Write the data out again exactly, with no pictures.

• **Supplied information**:
******

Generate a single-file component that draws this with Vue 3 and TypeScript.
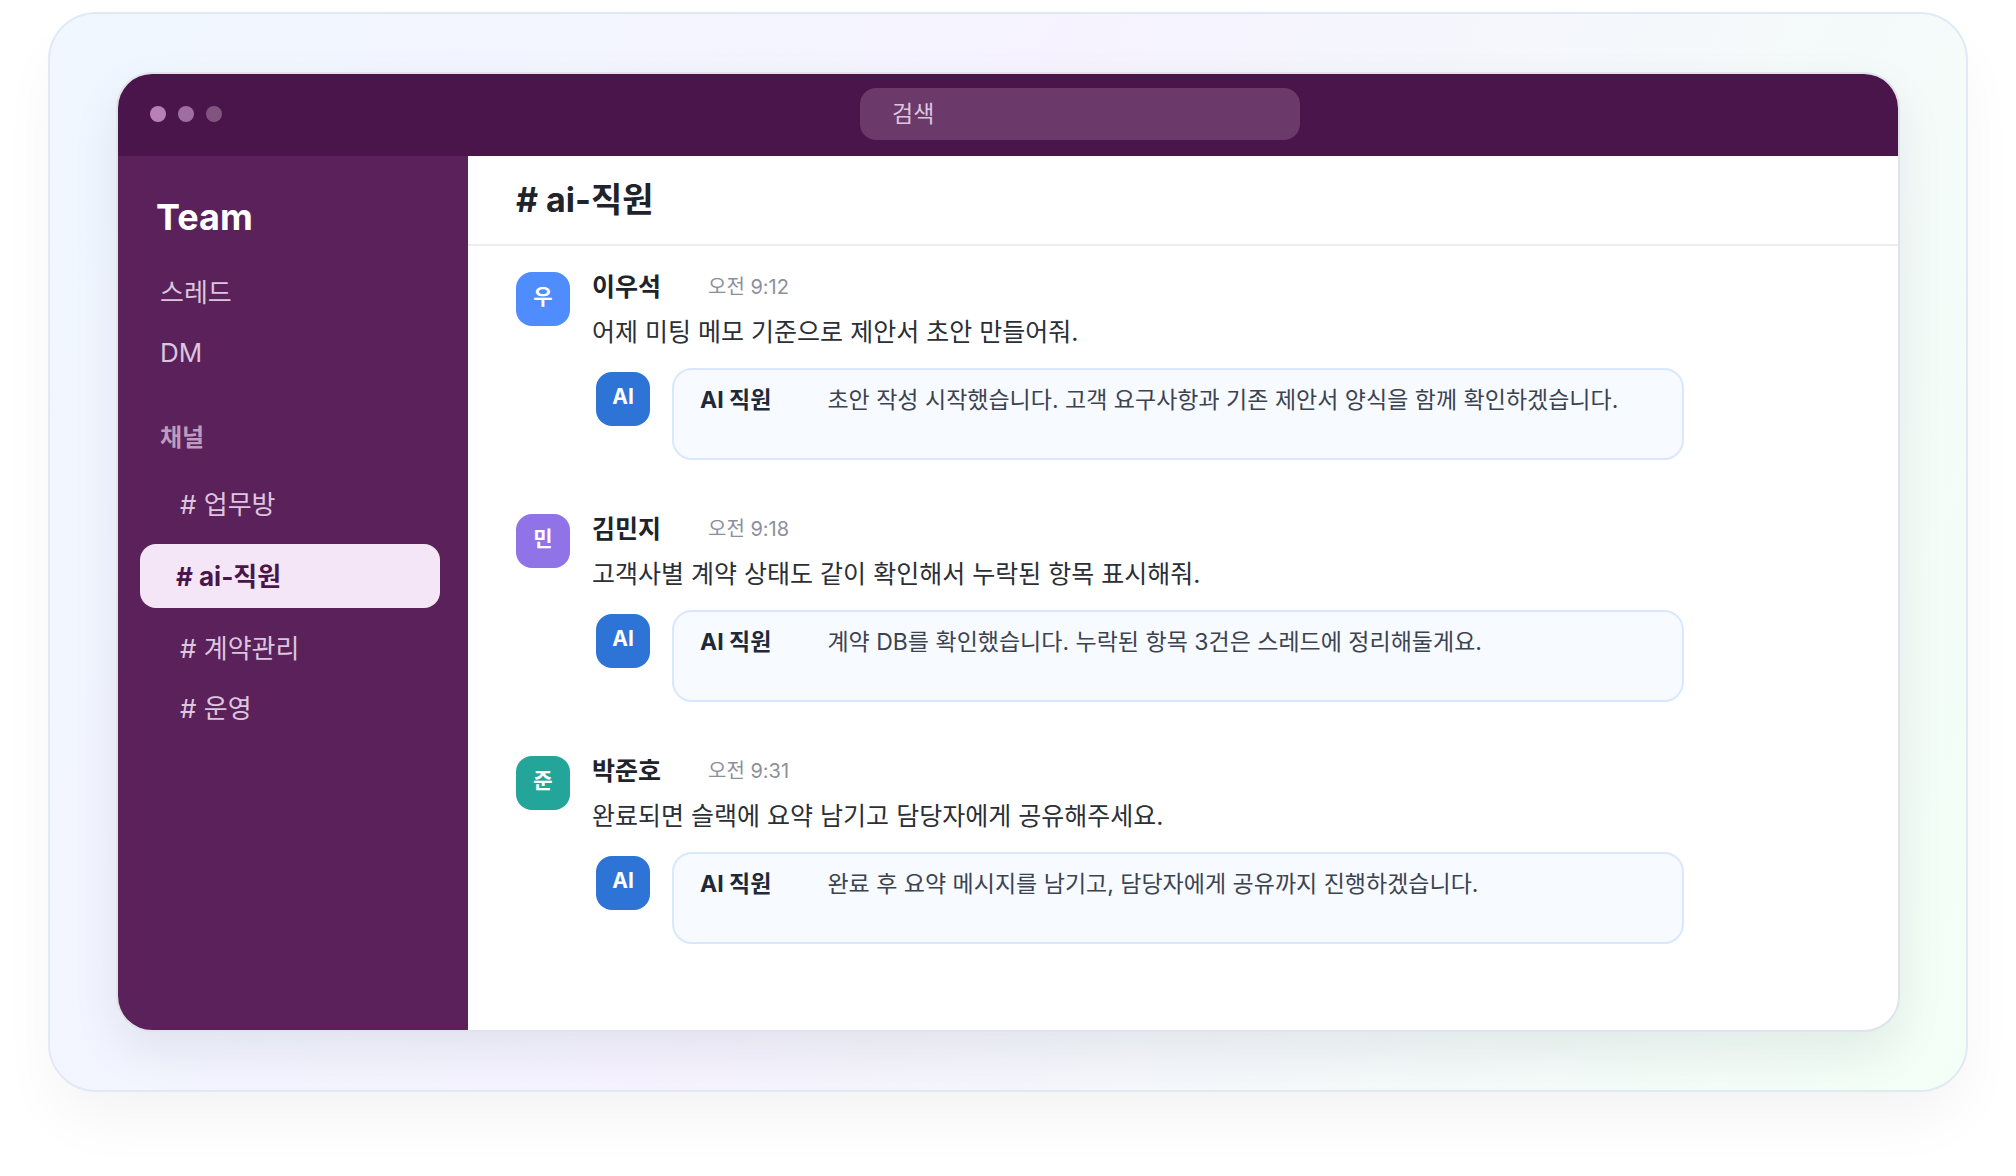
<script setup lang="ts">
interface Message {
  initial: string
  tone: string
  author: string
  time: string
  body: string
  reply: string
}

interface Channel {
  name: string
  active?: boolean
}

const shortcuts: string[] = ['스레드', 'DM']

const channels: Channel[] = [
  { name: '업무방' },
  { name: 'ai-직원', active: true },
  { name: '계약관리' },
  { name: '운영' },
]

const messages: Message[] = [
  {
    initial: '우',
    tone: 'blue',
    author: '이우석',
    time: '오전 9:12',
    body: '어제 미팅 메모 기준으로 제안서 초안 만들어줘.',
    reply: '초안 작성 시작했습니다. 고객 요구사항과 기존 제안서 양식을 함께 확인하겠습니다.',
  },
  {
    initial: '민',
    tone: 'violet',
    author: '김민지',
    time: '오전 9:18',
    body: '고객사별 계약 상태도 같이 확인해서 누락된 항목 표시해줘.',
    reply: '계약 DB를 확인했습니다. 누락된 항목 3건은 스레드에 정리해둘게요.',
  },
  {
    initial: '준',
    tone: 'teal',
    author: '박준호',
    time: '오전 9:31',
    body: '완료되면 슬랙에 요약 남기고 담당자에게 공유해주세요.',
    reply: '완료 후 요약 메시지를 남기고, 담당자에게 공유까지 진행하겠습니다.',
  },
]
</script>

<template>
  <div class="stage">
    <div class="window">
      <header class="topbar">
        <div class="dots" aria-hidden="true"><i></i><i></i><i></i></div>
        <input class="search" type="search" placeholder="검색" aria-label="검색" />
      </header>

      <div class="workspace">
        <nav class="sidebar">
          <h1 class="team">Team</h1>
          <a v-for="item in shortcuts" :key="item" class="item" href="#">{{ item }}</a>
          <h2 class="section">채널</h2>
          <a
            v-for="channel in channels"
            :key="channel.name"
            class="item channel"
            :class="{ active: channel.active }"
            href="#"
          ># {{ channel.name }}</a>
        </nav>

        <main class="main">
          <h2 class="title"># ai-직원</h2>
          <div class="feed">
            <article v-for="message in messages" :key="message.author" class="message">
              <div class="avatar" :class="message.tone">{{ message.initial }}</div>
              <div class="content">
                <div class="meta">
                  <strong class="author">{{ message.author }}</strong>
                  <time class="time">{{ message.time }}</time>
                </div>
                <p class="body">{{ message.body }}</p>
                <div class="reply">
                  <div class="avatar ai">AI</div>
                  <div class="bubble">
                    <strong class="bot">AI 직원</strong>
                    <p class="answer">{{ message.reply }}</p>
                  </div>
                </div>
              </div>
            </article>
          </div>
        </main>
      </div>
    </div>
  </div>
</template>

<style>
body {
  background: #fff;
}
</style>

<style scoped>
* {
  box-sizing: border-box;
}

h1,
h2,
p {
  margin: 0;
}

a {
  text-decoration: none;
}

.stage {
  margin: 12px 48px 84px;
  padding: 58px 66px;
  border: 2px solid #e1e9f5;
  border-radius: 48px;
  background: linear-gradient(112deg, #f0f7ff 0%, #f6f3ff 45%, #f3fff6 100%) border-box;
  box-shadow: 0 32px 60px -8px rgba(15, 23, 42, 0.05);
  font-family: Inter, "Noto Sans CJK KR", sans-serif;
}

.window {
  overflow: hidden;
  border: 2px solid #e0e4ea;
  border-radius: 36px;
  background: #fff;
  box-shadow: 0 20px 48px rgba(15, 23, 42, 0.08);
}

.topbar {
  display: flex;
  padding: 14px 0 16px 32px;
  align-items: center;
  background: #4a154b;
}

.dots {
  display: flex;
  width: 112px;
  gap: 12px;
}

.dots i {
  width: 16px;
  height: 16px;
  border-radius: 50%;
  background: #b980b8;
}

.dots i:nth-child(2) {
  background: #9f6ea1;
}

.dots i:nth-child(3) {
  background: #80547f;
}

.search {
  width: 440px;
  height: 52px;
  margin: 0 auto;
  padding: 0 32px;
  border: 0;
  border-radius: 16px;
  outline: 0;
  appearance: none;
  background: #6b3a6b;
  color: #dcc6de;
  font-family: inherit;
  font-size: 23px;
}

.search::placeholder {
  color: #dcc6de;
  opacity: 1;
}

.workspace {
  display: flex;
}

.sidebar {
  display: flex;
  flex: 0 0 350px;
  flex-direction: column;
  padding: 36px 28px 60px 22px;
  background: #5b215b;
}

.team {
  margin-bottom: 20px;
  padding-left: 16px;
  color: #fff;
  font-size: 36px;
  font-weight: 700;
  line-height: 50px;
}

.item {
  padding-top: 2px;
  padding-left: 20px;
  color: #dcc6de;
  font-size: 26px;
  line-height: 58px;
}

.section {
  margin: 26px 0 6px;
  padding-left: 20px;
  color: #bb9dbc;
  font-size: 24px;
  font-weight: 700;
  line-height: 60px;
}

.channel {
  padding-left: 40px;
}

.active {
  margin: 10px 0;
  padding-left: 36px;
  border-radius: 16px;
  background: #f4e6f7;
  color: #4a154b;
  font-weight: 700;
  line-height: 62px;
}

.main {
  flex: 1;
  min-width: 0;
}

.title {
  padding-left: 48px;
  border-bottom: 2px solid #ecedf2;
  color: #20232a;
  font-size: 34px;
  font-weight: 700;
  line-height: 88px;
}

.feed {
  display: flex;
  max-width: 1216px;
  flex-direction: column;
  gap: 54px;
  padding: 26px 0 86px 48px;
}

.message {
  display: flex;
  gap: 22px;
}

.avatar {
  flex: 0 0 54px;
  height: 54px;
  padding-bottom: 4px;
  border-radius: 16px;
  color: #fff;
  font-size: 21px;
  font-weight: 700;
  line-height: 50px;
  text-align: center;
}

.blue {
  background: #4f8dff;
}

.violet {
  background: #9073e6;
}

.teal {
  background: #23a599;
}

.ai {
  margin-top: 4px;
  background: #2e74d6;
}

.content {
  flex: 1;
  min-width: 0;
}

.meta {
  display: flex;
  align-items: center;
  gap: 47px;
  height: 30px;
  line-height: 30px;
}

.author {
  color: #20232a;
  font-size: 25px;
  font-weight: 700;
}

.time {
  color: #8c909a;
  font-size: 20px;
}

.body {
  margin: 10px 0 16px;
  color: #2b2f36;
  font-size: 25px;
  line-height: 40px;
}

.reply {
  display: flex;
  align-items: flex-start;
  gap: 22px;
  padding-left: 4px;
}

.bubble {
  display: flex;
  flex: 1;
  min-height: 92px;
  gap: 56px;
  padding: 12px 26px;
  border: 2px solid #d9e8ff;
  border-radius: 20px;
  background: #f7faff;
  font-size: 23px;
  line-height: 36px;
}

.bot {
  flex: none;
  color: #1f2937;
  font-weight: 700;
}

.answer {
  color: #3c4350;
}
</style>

******

• **Response to the exercise**:
Generate a single-file component that draws this with Vue 3 and TypeScript.
<script setup lang="ts">
interface Message {
  initial: string
  tone: string
  author: string
  time: string
  body: string
  reply: string
}

interface Channel {
  name: string
  active?: boolean
}

const shortcuts: string[] = ['스레드', 'DM']

const channels: Channel[] = [
  { name: '업무방' },
  { name: 'ai-직원', active: true },
  { name: '계약관리' },
  { name: '운영' },
]

const messages: Message[] = [
  {
    initial: '우',
    tone: 'blue',
    author: '이우석',
    time: '오전 9:12',
    body: '어제 미팅 메모 기준으로 제안서 초안 만들어줘.',
    reply: '초안 작성 시작했습니다. 고객 요구사항과 기존 제안서 양식을 함께 확인하겠습니다.',
  },
  {
    initial: '민',
    tone: 'violet',
    author: '김민지',
    time: '오전 9:18',
    body: '고객사별 계약 상태도 같이 확인해서 누락된 항목 표시해줘.',
    reply: '계약 DB를 확인했습니다. 누락된 항목 3건은 스레드에 정리해둘게요.',
  },
  {
    initial: '준',
    tone: 'teal',
    author: '박준호',
    time: '오전 9:31',
    body: '완료되면 슬랙에 요약 남기고 담당자에게 공유해주세요.',
    reply: '완료 후 요약 메시지를 남기고, 담당자에게 공유까지 진행하겠습니다.',
  },
]
</script>

<template>
  <div class="stage">
    <div class="window">
      <header class="topbar">
        <div class="dots" aria-hidden="true"><i></i><i></i><i></i></div>
        <input class="search" type="search" placeholder="검색" aria-label="검색" />
      </header>

      <div class="workspace">
        <nav class="sidebar">
          <h1 class="team">Team</h1>
          <a v-for="item in shortcuts" :key="item" class="item" href="#">{{ item }}</a>
          <h2 class="section">채널</h2>
          <a
            v-for="channel in channels"
            :key="channel.name"
            class="item channel"
            :class="{ active: channel.active }"
            href="#"
          ># {{ channel.name }}</a>
        </nav>

        <main class="main">
          <h2 class="title"># ai-직원</h2>
          <div class="feed">
            <article v-for="message in messages" :key="message.author" class="message">
              <div class="avatar" :class="message.tone">{{ message.initial }}</div>
              <div class="content">
                <div class="meta">
                  <strong class="author">{{ message.author }}</strong>
                  <time class="time">{{ message.time }}</time>
                </div>
                <p class="body">{{ message.body }}</p>
                <div class="reply">
                  <div class="avatar ai">AI</div>
                  <div class="bubble">
                    <strong class="bot">AI 직원</strong>
                    <p class="answer">{{ message.reply }}</p>
                  </div>
                </div>
              </div>
            </article>
          </div>
        </main>
      </div>
    </div>
  </div>
</template>

<style>
body {
  background: #fff;
}
</style>

<style scoped>
* {
  box-sizing: border-box;
}

h1,
h2,
p {
  margin: 0;
}

a {
  text-decoration: none;
}

.stage {
  margin: 12px 48px 84px;
  padding: 58px 66px;
  border: 2px solid #e1e9f5;
  border-radius: 48px;
  background: linear-gradient(112deg, #f0f7ff 0%, #f6f3ff 45%, #f3fff6 100%) border-box;
  box-shadow: 0 32px 60px -8px rgba(15, 23, 42, 0.05);
  font-family: Inter, "Noto Sans CJK KR", sans-serif;
}

.window {
  overflow: hidden;
  border: 2px solid #e0e4ea;
  border-radius: 36px;
  background: #fff;
  box-shadow: 0 20px 48px rgba(15, 23, 42, 0.08);
}

.topbar {
  display: flex;
  padding: 14px 0 16px 32px;
  align-items: center;
  background: #4a154b;
}

.dots {
  display: flex;
  width: 112px;
  gap: 12px;
}

.dots i {
  width: 16px;
  height: 16px;
  border-radius: 50%;
  background: #b980b8;
}

.dots i:nth-child(2) {
  background: #9f6ea1;
}

.dots i:nth-child(3) {
  background: #80547f;
}

.search {
  width: 440px;
  height: 52px;
  margin: 0 auto;
  padding: 0 32px;
  border: 0;
  border-radius: 16px;
  outline: 0;
  appearance: none;
  background: #6b3a6b;
  color: #dcc6de;
  font-family: inherit;
  font-size: 23px;
}

.search::placeholder {
  color: #dcc6de;
  opacity: 1;
}

.workspace {
  display: flex;
}

.sidebar {
  display: flex;
  flex: 0 0 350px;
  flex-direction: column;
  padding: 36px 28px 60px 22px;
  background: #5b215b;
}

.team {
  margin-bottom: 20px;
  padding-left: 16px;
  color: #fff;
  font-size: 36px;
  font-weight: 700;
  line-height: 50px;
}

.item {
  padding-top: 2px;
  padding-left: 20px;
  color: #dcc6de;
  font-size: 26px;
  line-height: 58px;
}

.section {
  margin: 26px 0 6px;
  padding-left: 20px;
  color: #bb9dbc;
  font-size: 24px;
  font-weight: 700;
  line-height: 60px;
}

.channel {
  padding-left: 40px;
}

.active {
  margin: 10px 0;
  padding-left: 36px;
  border-radius: 16px;
  background: #f4e6f7;
  color: #4a154b;
  font-weight: 700;
  line-height: 62px;
}

.main {
  flex: 1;
  min-width: 0;
}

.title {
  padding-left: 48px;
  border-bottom: 2px solid #ecedf2;
  color: #20232a;
  font-size: 34px;
  font-weight: 700;
  line-height: 88px;
}

.feed {
  display: flex;
  max-width: 1216px;
  flex-direction: column;
  gap: 54px;
  padding: 26px 0 86px 48px;
}

.message {
  display: flex;
  gap: 22px;
}

.avatar {
  flex: 0 0 54px;
  height: 54px;
  padding-bottom: 4px;
  border-radius: 16px;
  color: #fff;
  font-size: 21px;
  font-weight: 700;
  line-height: 50px;
  text-align: center;
}

.blue {
  background: #4f8dff;
}

.violet {
  background: #9073e6;
}

.teal {
  background: #23a599;
}

.ai {
  margin-top: 4px;
  background: #2e74d6;
}

.content {
  flex: 1;
  min-width: 0;
}

.meta {
  display: flex;
  align-items: center;
  gap: 47px;
  height: 30px;
  line-height: 30px;
}

.author {
  color: #20232a;
  font-size: 25px;
  font-weight: 700;
}

.time {
  color: #8c909a;
  font-size: 20px;
}

.body {
  margin: 10px 0 16px;
  color: #2b2f36;
  font-size: 25px;
  line-height: 40px;
}

.reply {
  display: flex;
  align-items: flex-start;
  gap: 22px;
  padding-left: 4px;
}

.bubble {
  display: flex;
  flex: 1;
  min-height: 92px;
  gap: 56px;
  padding: 12px 26px;
  border: 2px solid #d9e8ff;
  border-radius: 20px;
  background: #f7faff;
  font-size: 23px;
  line-height: 36px;
}

.bot {
  flex: none;
  color: #1f2937;
  font-weight: 700;
}

.answer {
  color: #3c4350;
}
</style>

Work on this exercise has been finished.